◆ PROBLEM REQUIREMENTS ◆
Everything from the first line of the data below through the line that contains "const navy = '#0a246a';" should be written out exactly, please, and nothing more; the pictures stay out.

◆ GIVEN DATA ◆
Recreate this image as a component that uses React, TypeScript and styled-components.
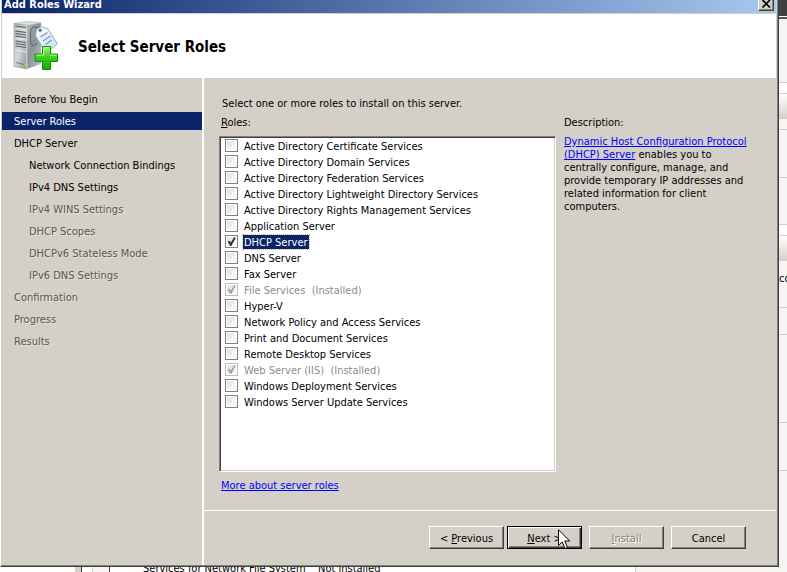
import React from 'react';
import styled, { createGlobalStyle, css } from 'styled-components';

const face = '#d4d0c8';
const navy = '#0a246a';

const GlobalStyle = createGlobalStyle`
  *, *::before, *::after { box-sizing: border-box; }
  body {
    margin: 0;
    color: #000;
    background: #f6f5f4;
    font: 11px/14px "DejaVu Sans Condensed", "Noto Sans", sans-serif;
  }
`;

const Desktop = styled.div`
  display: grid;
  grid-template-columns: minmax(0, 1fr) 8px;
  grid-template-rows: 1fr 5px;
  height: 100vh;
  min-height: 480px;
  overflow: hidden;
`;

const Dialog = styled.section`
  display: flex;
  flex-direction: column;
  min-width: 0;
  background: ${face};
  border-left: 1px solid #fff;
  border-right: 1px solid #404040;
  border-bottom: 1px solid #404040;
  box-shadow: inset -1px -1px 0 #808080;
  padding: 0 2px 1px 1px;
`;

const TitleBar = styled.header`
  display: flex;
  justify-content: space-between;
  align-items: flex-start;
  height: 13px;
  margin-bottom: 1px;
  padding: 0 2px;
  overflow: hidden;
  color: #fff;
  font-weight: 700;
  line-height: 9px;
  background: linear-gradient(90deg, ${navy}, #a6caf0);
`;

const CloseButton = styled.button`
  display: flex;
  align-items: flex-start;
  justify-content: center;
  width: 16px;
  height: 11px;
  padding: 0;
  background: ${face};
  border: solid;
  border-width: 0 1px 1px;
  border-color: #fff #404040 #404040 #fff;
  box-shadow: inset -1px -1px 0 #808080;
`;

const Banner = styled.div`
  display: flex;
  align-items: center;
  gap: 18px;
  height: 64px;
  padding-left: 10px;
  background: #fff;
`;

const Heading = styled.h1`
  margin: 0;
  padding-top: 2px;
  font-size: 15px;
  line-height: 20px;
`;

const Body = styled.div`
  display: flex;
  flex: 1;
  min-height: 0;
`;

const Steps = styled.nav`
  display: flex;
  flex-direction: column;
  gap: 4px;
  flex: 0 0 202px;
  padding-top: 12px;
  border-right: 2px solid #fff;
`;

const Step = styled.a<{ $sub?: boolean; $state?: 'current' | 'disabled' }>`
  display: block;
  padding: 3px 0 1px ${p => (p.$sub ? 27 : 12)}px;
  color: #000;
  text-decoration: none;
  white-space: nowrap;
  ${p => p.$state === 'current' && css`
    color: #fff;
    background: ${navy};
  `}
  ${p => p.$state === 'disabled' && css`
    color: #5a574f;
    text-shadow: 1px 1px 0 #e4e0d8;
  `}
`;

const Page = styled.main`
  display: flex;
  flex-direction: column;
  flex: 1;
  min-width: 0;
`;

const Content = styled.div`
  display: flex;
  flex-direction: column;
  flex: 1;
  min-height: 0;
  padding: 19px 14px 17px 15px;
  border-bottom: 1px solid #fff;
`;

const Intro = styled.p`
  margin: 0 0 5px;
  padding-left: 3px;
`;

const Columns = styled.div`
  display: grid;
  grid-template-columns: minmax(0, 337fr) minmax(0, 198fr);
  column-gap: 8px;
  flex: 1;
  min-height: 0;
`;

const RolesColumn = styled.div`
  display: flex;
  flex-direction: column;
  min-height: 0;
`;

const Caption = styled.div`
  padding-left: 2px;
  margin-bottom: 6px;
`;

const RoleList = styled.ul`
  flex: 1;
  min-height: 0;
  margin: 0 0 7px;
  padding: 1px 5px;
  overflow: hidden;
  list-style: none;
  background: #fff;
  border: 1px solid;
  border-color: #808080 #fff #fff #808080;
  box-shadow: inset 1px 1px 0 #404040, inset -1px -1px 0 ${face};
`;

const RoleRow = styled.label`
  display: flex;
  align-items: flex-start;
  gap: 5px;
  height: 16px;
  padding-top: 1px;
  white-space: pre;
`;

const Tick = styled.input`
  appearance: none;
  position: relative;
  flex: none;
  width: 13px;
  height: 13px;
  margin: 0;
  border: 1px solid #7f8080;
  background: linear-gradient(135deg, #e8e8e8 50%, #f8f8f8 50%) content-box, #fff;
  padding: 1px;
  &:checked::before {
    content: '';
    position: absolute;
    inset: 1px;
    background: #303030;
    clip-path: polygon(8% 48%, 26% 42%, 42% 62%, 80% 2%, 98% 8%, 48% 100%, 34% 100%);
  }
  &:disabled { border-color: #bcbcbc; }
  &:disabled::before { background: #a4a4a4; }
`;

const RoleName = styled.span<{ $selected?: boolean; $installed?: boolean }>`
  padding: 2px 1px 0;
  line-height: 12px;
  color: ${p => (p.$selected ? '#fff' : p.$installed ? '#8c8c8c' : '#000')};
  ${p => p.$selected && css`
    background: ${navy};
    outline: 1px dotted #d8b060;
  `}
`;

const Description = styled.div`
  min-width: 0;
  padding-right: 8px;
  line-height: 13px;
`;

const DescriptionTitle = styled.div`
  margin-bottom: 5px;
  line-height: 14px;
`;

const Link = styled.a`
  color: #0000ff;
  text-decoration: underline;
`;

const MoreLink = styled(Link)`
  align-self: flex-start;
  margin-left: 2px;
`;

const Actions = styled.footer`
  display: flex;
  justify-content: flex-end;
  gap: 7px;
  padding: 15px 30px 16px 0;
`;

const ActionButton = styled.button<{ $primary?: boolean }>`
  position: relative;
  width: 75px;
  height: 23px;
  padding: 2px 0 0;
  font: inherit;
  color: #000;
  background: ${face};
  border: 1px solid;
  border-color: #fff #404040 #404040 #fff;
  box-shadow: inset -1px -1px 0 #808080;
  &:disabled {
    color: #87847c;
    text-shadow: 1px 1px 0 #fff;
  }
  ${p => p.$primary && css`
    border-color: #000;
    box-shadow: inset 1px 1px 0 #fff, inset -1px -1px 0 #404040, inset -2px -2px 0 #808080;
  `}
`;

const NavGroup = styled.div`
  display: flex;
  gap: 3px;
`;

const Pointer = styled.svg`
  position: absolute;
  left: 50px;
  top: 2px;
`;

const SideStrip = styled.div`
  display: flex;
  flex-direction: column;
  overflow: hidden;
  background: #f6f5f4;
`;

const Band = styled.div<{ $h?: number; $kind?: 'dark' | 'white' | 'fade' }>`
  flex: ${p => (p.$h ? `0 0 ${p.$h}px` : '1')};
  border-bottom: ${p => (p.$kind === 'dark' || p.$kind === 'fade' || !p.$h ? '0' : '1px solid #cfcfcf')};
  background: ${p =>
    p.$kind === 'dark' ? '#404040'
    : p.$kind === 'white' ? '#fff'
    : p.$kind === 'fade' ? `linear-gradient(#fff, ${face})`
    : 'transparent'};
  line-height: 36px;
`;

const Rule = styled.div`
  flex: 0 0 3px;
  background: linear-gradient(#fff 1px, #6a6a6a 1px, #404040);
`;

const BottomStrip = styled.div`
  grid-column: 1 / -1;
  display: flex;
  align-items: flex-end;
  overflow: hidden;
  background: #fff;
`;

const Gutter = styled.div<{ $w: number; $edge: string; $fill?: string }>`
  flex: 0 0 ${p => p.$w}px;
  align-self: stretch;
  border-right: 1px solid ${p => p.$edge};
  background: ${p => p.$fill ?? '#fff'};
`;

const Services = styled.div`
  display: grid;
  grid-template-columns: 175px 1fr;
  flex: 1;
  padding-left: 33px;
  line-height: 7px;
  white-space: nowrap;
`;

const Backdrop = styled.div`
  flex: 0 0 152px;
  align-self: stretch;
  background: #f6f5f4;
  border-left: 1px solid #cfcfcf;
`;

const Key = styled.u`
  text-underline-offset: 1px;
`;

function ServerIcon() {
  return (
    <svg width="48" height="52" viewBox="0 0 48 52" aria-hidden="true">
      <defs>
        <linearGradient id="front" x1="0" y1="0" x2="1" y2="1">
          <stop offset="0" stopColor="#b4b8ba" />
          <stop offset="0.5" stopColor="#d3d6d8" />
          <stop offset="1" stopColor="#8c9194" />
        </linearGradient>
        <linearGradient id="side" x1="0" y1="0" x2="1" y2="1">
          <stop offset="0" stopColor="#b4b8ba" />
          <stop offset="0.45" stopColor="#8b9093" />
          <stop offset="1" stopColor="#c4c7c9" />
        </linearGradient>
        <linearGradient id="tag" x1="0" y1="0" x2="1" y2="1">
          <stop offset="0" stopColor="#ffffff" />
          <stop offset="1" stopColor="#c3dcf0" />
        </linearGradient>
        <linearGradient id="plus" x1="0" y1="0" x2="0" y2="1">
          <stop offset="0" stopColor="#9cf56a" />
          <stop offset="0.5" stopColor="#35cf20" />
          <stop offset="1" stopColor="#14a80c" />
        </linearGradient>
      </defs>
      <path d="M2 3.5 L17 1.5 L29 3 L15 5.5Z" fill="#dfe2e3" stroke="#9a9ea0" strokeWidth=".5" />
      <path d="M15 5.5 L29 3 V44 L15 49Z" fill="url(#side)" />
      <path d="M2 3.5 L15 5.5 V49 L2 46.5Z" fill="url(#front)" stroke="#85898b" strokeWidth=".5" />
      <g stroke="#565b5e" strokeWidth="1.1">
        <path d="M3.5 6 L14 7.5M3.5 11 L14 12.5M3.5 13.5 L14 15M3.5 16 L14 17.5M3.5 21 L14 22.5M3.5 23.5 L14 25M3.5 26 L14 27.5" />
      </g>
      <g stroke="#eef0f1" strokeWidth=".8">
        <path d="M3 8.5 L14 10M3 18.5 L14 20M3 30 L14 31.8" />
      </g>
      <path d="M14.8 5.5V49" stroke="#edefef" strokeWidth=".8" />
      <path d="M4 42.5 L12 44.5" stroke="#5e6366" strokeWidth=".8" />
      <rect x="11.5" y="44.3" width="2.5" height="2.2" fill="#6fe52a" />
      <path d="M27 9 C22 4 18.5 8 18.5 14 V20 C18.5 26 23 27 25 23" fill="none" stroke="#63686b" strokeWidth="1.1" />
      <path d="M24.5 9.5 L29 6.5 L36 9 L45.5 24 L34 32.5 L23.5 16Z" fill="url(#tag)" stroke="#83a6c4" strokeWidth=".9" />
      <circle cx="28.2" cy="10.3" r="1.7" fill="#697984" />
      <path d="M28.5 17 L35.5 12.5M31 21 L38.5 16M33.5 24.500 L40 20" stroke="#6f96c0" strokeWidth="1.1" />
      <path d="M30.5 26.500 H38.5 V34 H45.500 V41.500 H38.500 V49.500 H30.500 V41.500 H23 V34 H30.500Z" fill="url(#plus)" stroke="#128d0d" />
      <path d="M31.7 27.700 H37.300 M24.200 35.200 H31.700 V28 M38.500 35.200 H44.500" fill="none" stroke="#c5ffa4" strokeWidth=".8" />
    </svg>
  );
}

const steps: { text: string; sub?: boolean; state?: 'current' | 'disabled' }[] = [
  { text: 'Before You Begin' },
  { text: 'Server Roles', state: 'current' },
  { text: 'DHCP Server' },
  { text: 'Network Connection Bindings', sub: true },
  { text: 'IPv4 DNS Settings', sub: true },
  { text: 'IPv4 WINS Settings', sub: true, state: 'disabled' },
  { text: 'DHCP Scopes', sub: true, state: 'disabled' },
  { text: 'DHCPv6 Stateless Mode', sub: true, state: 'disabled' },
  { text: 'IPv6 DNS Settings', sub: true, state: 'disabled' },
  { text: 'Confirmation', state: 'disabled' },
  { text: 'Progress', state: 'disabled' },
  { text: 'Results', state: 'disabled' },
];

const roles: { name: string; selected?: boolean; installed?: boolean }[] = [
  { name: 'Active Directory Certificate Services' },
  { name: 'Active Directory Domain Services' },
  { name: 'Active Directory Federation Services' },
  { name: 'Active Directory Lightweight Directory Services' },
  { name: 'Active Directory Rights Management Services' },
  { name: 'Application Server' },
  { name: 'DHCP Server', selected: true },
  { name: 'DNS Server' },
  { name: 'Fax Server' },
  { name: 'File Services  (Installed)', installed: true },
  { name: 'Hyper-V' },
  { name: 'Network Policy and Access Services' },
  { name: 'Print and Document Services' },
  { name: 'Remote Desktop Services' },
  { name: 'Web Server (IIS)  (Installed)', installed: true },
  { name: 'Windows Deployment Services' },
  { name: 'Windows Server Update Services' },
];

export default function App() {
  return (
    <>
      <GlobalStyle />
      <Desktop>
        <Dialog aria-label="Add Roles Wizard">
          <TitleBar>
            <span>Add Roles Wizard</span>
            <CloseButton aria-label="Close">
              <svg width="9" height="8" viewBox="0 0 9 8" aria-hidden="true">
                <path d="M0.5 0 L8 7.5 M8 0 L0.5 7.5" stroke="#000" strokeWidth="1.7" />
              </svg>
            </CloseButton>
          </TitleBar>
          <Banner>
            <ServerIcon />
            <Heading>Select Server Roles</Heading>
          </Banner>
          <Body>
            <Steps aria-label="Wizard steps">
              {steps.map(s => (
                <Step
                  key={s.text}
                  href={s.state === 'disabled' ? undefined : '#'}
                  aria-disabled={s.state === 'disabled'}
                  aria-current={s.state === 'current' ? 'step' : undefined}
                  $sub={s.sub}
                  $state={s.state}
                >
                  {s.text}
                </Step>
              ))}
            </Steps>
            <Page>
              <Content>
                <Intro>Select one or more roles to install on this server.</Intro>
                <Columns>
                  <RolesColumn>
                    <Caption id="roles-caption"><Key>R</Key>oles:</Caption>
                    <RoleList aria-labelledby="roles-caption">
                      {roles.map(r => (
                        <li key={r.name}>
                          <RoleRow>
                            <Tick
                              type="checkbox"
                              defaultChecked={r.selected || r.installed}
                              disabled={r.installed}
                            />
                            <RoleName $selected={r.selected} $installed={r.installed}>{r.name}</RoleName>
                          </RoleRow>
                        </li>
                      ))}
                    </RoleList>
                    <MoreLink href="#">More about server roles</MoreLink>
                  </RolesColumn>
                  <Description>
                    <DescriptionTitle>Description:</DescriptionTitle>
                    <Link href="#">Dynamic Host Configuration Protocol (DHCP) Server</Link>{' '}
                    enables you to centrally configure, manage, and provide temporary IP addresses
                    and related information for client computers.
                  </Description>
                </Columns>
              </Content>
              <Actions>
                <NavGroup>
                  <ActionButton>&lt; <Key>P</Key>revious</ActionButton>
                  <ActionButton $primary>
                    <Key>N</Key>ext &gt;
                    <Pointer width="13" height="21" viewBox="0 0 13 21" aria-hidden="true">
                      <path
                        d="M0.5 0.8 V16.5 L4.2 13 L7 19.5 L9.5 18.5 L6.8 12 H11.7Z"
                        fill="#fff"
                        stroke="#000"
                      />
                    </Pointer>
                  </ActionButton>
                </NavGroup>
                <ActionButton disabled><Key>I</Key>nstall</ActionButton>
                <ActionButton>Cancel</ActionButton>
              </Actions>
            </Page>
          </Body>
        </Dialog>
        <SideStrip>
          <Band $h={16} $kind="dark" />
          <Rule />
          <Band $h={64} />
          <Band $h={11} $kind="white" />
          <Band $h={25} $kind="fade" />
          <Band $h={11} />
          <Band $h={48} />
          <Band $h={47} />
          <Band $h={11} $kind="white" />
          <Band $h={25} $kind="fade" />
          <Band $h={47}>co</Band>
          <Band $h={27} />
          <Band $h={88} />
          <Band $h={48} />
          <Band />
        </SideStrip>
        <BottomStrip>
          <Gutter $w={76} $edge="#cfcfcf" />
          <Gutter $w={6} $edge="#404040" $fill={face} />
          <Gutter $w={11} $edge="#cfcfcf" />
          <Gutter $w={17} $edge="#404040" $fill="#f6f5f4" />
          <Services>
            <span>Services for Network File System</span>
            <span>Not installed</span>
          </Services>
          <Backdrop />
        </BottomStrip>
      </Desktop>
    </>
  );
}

◆ SOLUTION TO THE EXERCISE ◆
Recreate this image as a component that uses React, TypeScript and styled-components.
import React from 'react';
import styled, { createGlobalStyle, css } from 'styled-components';

const face = '#d4d0c8';
const navy = '#0a246a';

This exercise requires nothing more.